Veterans court first in Northeast Michigan

ATLANTA — A new court, the first in Northeast Michigan, established through the Montmorency County District Court is designed to help veterans who have been convicted of a crime.

The first session of court was on Aug. 3, 2016, and since then five participants have been selected to go through the program.

The selection process is not simple. After a veteran is charged with a crime, if they wish to go through the program they must have a preliminary screening with Chief Probation Officer Annette Porter and then a second screening with Veterans Justice Outreach Specialist Arthur Ohlrich.

If the two believe the person is eligible for the program the person must be approved with the Veterans Treatments Court consisting of nine individuals representing the various processes in the criminal justice system such as Sheriff Chad Brown, Prosecutor Vicki Kundinger and District Court Judge Ben Bolser.

Designed to serve veterans struggling with post traumatic stress disorder, traumatic brain injury, addiction and substance abuse, reintegrations issues or other mental health diagnoses by taking a unique approach.

Veterans from Alpena, Montmorency and other surrounding counties are eligible for the intense 18-month probationary period that has several difference for a normal criminal court.

The program has four missions for the veteran to complete including judicial boot camp, mission treatment, mission new beginning and mission pre-discharge and discharge. During these missions the veteran also must attend a monthly informal court hearing to update the court of their progress.

During this period the veteran is paired with a mentor. This mentor is another veteran who the court looks as similar as possible including branch served and when they served.

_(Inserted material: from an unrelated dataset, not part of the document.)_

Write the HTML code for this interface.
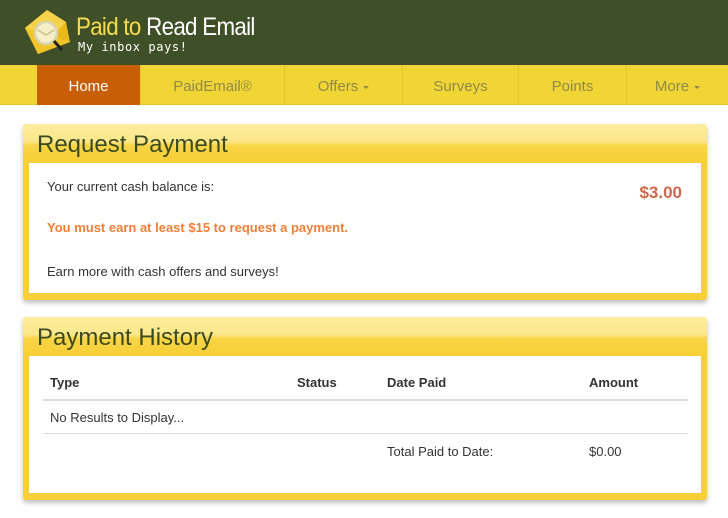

Currently the court has five mentors but is always looking for interested veterans to help out.

Court Administrator Kristen Cheedie said the mentors benefit just as much as the participant during the process through the relationship established and lessoned learned.

Bolser, the court’s judge, said the five participants are working their way through the probationary process and so far no one has failed.

“These participants are coming to use with substantial issues whether it would be drug abuse, alcohol abuse or mental health issues and so far we’ve pointed them in the right direction,” he said.

The first veterans treatment court was established in Buffalo, N.Y., in 2008 and has since spread throughout the country. Now Michigan leads the nation with 25 established veteran courts and Montmorency’s court is the first one for Northeast Michigan.